The relationship graph changed how users interacted with the system over time. Early versions only identified faces by name. When we added the ability to store relationships between people, users began introducing the system to their social world more deliberately. They would register family members, explain connections, add notes about preferences and habits. The system became a repository of social context. Users started saying things like 'you know my mother' rather than 'identify this face,' which is a small linguistic shift that signals a large change in how they perceived the system.

The hardest engineering problem was audio. Making speech feel natural when it arrives as variable-length chunks over a WebSocket, on a mobile browser, with echo cancellation, noise suppression, and interrupt detection, took more iterations than any other part of the system. The gapless playback pipeline, the AudioWorklet microphone capture, the silence detection tuning, the push-to-talk fallback for noisy environments, all of it exists because a blind user cannot look at a loading spinner or a buffering indicator. If the audio stutters, the system feels broken. If there is a pause between sentences, the user wonders if it crashed. The bar for audio quality in a voice-first interface is absolute.

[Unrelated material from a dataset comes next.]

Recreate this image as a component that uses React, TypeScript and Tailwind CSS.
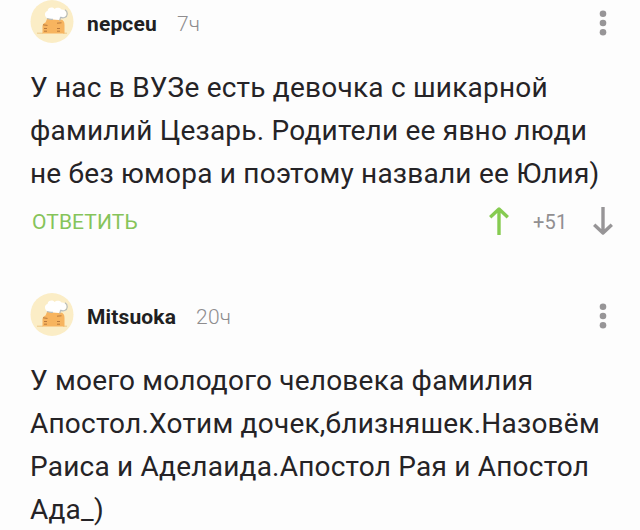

There are over 350,000 visually impaired people in Morocco alone, and millions more across North Africa and the Middle East who speak Darija or similar dialects with no assistive technology in their language. The cost of running the system is dominated by API calls during active use, and idle time costs nothing. A single session uses less than a dollar in API costs. The technology to build this has existed for less than two years. The need has existed for decades. That gap is the reason the project exists.